The latest issue of InTensions, a peer-reviewed, open access e-journal published biannually out of York’s Fine Arts Cultural Studies Program, takes a look at what it means to be suspended.
“To be suspended is to feel oneself hanging, to be stretched between structured forms and towards the impossible. It is to occupy spaces, times, and/or bodies in between and in transition,” write InTensions co-managing editors Professor Alberto Guevara of York’s Fine Arts Cultural Studies Program in the Faculty of Fine Arts and Elysée Nouvet, a York social anthropology doctoral student and a Toronto filmmaker.
“States of suspension involve a reaching or an impulse towards a different social, without knowing what that difference will or will not do: what or who it will upset, connect, confirm.”
The texts and artworks in the third issue, titled “Suspended”, are animated, motivated and electrified by a sense of tenuous balancing, blurring boundaries, uncertainty and tension.
“This issue of InTensions focuses on the fields of force generated through lives lived in ambiguity,” write Guevara and Nouvet. “The contributors here demonstrate that alongside or pulsating beneath national narratives, expected life-spans, military rules, tourism discourses, program designs, and identity categories, formed are other pushes and pulls, stories, details, desires, situations, opportunities, weights.”

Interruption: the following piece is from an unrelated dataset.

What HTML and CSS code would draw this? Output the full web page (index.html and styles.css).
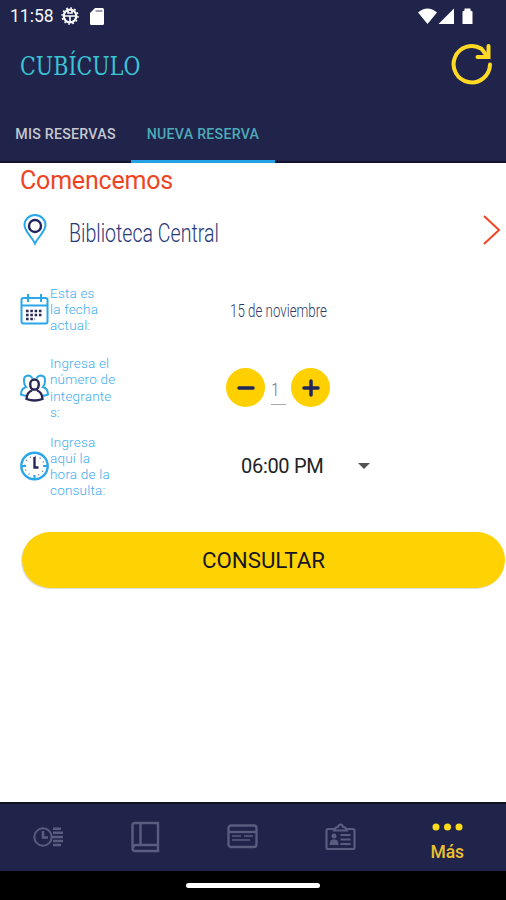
FILE: index.html
```html
<!DOCTYPE html>
<html lang="es">
<head>
<meta charset="utf-8">
<title>Cubículo</title>
<link rel="stylesheet" href="styles.css">
</head>
<body>
<div class="app">
  <header class="top">
    <div class="status">
      <span class="time">11:58</span>
      <svg class="gear" width="18" height="18" viewBox="0 0 18 18" fill="none" stroke="#fff"><circle cx="9" cy="9" r="6.300" stroke-width="2.200"/><circle cx="9" cy="9" r="8" stroke-width="1.400" stroke-dasharray="1.800 2.388"/><path d="M3 9h12M9 9v6M7 3.500v2.500h4V3.500" stroke-width="1.600"/></svg>
      <svg class="sd" width="14" height="17" viewBox="0 0 14 17"><path d="M5 0h7.500q1.500 0 1.500 1.500v14q0 1.500-1.500 1.500h-11Q0 17 0 15.500V5z" fill="#fff"/><path d="M5.500 3h7" stroke="#a0a1b0" stroke-width="2"/></svg>
      <svg class="signals" width="56" height="17" viewBox="0 0 56 17" fill="#fff"><path d="M0 4.500Q9.500-3.500 19 4.500L9.500 16z"/><path d="M20.500 16L36 .5V16z"/><path d="M44.500 3.500l2-1V.5h6v2l2 1V16H44.500z"/></svg>
    </div>
    <div class="title-row">
      <h1 class="title"><span>CUBÍCULO</span></h1>
      <svg class="refresh" width="42" height="42" viewBox="0 0 42 42" fill="none" stroke="#ffda24" stroke-width="4" stroke-linecap="round" stroke-linejoin="round"><path d="M39 21.500A18.200 18.200 0 1 1 30.500 5.800L36 13"/><path d="M37.500 3v11H26.500" stroke-linejoin="miter"/></svg>
    </div>
    <nav class="tabs"><span class="tab first">MIS RESERVAS</span><span class="tab active">NUEVA RESERVA</span></nav>
  </header>
  <main>
    <h2 class="begin">Comencemos</h2>
    <div class="place">
      <svg width="24" height="32" viewBox="0 0 24 32" fill="none"><path d="M12 29.500C9 23 1.500 17.500 1.500 11A10.500 10 0 0 1 22.500 11C22.500 17.500 15 23 12 29.500z" stroke="#26a7ec" stroke-width="2"/><circle cx="12" cy="12" r="6" stroke="#20245a" stroke-width="2.400"/></svg>
      <span class="place-name">Biblioteca Central</span>
      <svg class="arrow" width="18" height="32" viewBox="0 0 18 32" fill="none" stroke="#f04424" stroke-width="2"><path d="M1 2l15 14L1 30"/></svg>
    </div>
    <section class="row date">
      <svg width="29" height="32" viewBox="0 0 29 32" fill="none"><rect x="1.500" y="5" width="26" height="25.500" rx="2" stroke="#2ba6e9" stroke-width="2"/><path d="M2 12.500h25M8 1v8M21 1v8" stroke="#2ba6e9" stroke-width="2"/><path d="M6 18h17M6 22h17M6 26h9" stroke="#292957" stroke-width="2.600" stroke-dasharray="2.600 1.700"/></svg>
      <p class="label">Esta es<br>la fecha<br>actual:</p>
      <span class="date-value">15 de noviembre</span>
    </section>
    <section class="row people">
      <svg width="29" height="30" viewBox="0 0 29 30" fill="none" stroke-width="2"><g stroke="#2ba6e9"><path d="M12.500 5.500Q11 2.500 8 2.500 3.500 3 4 8q0 4 2 6Q1 15.500 1 21.500q2 1 5 1.200M16.500 5.500Q18 2.500 21 2.500q4.500.5 4 5.500 0 4-2 6 5 1.500 5 7.500-2 1-5 1.200"/></g><g stroke="#262650" stroke-width="2.300"><path d="M10.200 11a4.300 4.500 0 0 1 8.600 0q0 4-2.300 5.500h-4Q10.200 15 10.200 11z"/><path d="M12 17.500q-5 1.500-5.500 8.500 8 3 16 0-.5-7-5.500-8.500"/></g></svg>
      <p class="label">Ingresa el<br>número de<br>integrante<br>s:</p>
      <div class="stepper">
        <button><svg width="18" height="18" viewBox="0 0 18 18"><path d="M2 9h14" stroke="#20265c" stroke-width="3.500" stroke-linecap="round"/></svg></button>
        <span class="count"><span>1</span></span>
        <button><svg width="18" height="18" viewBox="0 0 18 18"><path d="M2 9h14M9 2v14" stroke="#20265c" stroke-width="3.500" stroke-linecap="round"/></svg></button>
      </div>
    </section>
    <section class="row hour">
      <svg width="29" height="30" viewBox="0 0 29 30" fill="none"><circle cx="14.500" cy="15" r="13.200" stroke="#2ba6e9" stroke-width="2.400"/><circle cx="14.500" cy="15" r="9.700" stroke="#6b7094" stroke-width="1.200" stroke-dasharray="1.200 3.879"/><path d="M2 15h4M23 15h4M14.500 24v4" stroke="#2ba6e9" stroke-width="2"/><path d="M14.500 6v10.500h4" stroke="#28245c" stroke-width="2.400"/></svg>
      <p class="label">Ingresa<br>aquí la<br>hora de la<br>consulta:</p>
      <span class="hour-value">06:00 PM</span>
      <svg class="caret" width="12" height="6" viewBox="0 0 12 6"><path d="M0 0h12L6 6z" fill="#555"/></svg>
    </section>
    <button class="submit">CONSULTAR</button>
  </main>
  <footer>
    <nav class="bottom">
      <div class="item"><svg width="31" height="22" viewBox="0 0 31 22" fill="none" stroke="#5a5c80" stroke-width="2"><circle cx="10" cy="11" r="8.700"/><path d="M10 5v6.500h5M20 2.800h8M20 6.800h10M18 11h12M20 15h10M20 19h8" stroke-width="2.500"/></svg></div>
      <div class="item"><svg width="29" height="32" viewBox="0 0 29 32" fill="none" stroke="#5a5c80" stroke-width="2.400"><path d="M4 2h23v28H4q-2.500 0-2.500-2.500V4Q1.500 2 4 2zM9.500 2v22M2 27.500Q2 24 5 24h22"/></svg></div>
      <div class="item"><svg width="31" height="25" viewBox="0 0 31 25" fill="none" stroke="#5a5c80" stroke-width="2.300"><rect x="1.500" y="1.500" width="28" height="21.500" rx="2.500"/><path d="M2 8h27"/><path d="M5 12h9M17 12h9M5 16h18" stroke-width="1.700"/></svg></div>
      <div class="item"><svg width="31" height="28" viewBox="0 0 31 28" fill="none" stroke="#5a5c80" stroke-width="2.200"><path d="M9 6H3Q1.500 6 1.500 7.500v17q0 1.500 1.500 1.500h25q1.500 0 1.500-1.500v-17Q29.500 6 28 6h-6M9 7.500h13Q21 4 18 4q-.5-2.500-2.500-2.500T13 4Q10 4 9 7.500z"/><path d="M15.500 12h10M15.500 16.500h10M15.500 21h10"/><circle cx="9" cy="13" r="2.500" fill="#5a5c80" stroke="none"/><path d="M4.500 22q0-5 3-5.500h3q3 .5 3 5.500z" fill="#5a5c80" stroke="none"/></svg></div>
      <div class="item more"><svg width="31" height="8" viewBox="0 0 31 8" fill="#ffdb1d"><circle cx="4" cy="4" r="3.500"/><circle cx="15.500" cy="4" r="3.500"/><circle cx="27" cy="4" r="3.500"/></svg><span>Más</span></div>
    </nav>
    <div class="gesture"><div class="pill"></div></div>
  </footer>
</div>
</body>
</html>
```
FILE: styles.css
```css
* { box-sizing: border-box; }
body { margin: 0; font-family: Roboto, "Liberation Sans", sans-serif; background: #fff; }
svg { display: block; flex: none; }
h1, h2, p { margin: 0; font-weight: 400; }
button { border: 0; padding: 0; font-family: inherit; }
.app { width: 506px; height: 900px; display: flex; flex-direction: column; overflow: hidden; }
.top { height: 163px; background: #20234a; border-bottom: 2px solid #10122e; display: flex; flex-direction: column; flex: none; }
.status { height: 32px; display: flex; align-items: center; padding: 0 32px 0 10px; }
.time { color: #f5f5f8; font-size: 17.500px; width: 44px; letter-spacing: 0; white-space: nowrap; }
.gear { margin-left: 7px; }
.sd { margin-left: 11px; }
.signals { margin-left: auto; }
.title-row { height: 64px; display: flex; align-items: center; justify-content: space-between; padding: 0 13px 0 20px; }
.title { width: 121px; padding-top: 3px; font: 400 25.500px/30px "DejaVu Serif", serif; color: #3bc3d3; white-space: nowrap; }
.title span { display: inline-block; transform: scaleX(.81); transform-origin: left; }
.tabs { height: 67px; display: flex; margin-top: auto; margin-bottom: -2px; }
.tab { display: flex; align-items: center; justify-content: center; padding-top: 11px; font-size: 14.200px; font-weight: 500; letter-spacing: .25px; border-bottom: 3px solid transparent; white-space: nowrap; }
.tab.first { width: 131px; color: #c6c8cf; }
.tab.active { width: 144px; color: #4cabb9; border-color: #23a2e6; }
main { flex: 1; display: flex; flex-direction: column; }
.begin { font-size: 25px; line-height: 34px; letter-spacing: -.2px; padding-left: 20px; padding-top: 1px; height: 34px; color: #ee4424; }
.place { height: 66px; display: flex; align-items: center; padding: 0 5px 0 23px; }
.place-name { margin-left: 22px; padding-top: 5px; font-size: 26px; font-weight: 300; color: #28397a; transform: scaleX(.753); transform-origin: left; white-space: nowrap; }
.arrow { margin-left: auto; }
.row { display: flex; align-items: center; padding-left: 20px; }
.row.date { height: 92px; }
.row.people { height: 65px; }
.row.hour { height: 92px; }
.label { width: 80px; margin-left: 1px; font-size: 13.500px; font-weight: 300; line-height: 16.200px; letter-spacing: .2px; color: #42adf0; white-space: nowrap; }
.date-value { margin-left: 100px; padding-top: 3px; font-size: 18.500px; font-weight: 300; color: #303968; transform: scaleX(.72); transform-origin: left; white-space: nowrap; }
.stepper { display: flex; align-items: center; margin-left: 96px; }
.stepper button { width: 39px; height: 39px; border-radius: 50%; background: #ffd000; display: flex; align-items: center; justify-content: center; }
.count { width: 15px; height: 34px; margin: 0 5px 0 6px; border-bottom: 1px solid #aaa; text-align: center; font-size: 19px; line-height: 38px; font-weight: 300; color: #64688c; }
.count span { display: inline-block; transform: scaleX(.75); margin-left: -6px; }
.hour-value { width: 117px; margin-left: 111px; font-size: 20px; color: #222; letter-spacing: -.3px; white-space: nowrap; }
.submit { margin: 20px 0 0 22px; width: 483px; height: 56px; border-radius: 28px; background: #ffd203; color: #171723; font-size: 22.300px; flex: none; box-shadow: -1px 1px 1px #ddd; }
footer { height: 98px; flex: none; }
.bottom { height: 69px; background: #20234a; border-top: 2px solid #11131f; display: flex; padding-bottom: 2px; }
.item { width: 97.200px; display: flex; align-items: center; justify-content: center; }
.more { width: 117px; flex-direction: column; gap: 11px; padding-top: 12px; color: #ecc22c; font-size: 17.500px; line-height: 21px; font-weight: 500; }
.gesture { height: 29px; background: #000; display: flex; justify-content: center; padding-top: 12px; }
.pill { width: 134px; height: 5px; border-radius: 3px; background: #fff; }
```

The journal starts with York social anthropology Professor Kenneth Little’s article “On the Nervous Edge of an Impossible Tropics”, which looks at Placencia, Belize, since the rise of tourism and the “troubling state of suspense and suspension that haunts the place and its people.”
It continues with a piece titled “Suspended Selves: Between Female and the Warrior Bond” by Jennifer Kremmer of the Faculty of Creative Arts at the University of Wollongong in Australia. This analyzes Kayla Williams’ 2005 memoir of military service, Love My Rifle More Than You, and touches on Anthony Swofford’s Jarhead in its look at the uses of shunning and "penetrability" in consolidating group warrior bonds at the expense of the female.
David Harris Smith (MFA ’04) of the York & Ryerson Joint Graduate Program in Communication & Culture delves into the “Disintegrating Involvement in Second Life” and Sheila Simonson of the University of Manitoba’s Department of English, Film & Theatre tackles “bloodli(n)es: Carnivalizing Narratives of Illness: Breathing Bakhtinian Life into the Compromised and/or Dying Body”. The issue’s final piece, by Anna Agathangelou of York’s Department of Political Science, explores “Imperial (Re)assemblages and Reconstructions: Intimate Terrors and Ontological Possibilities”.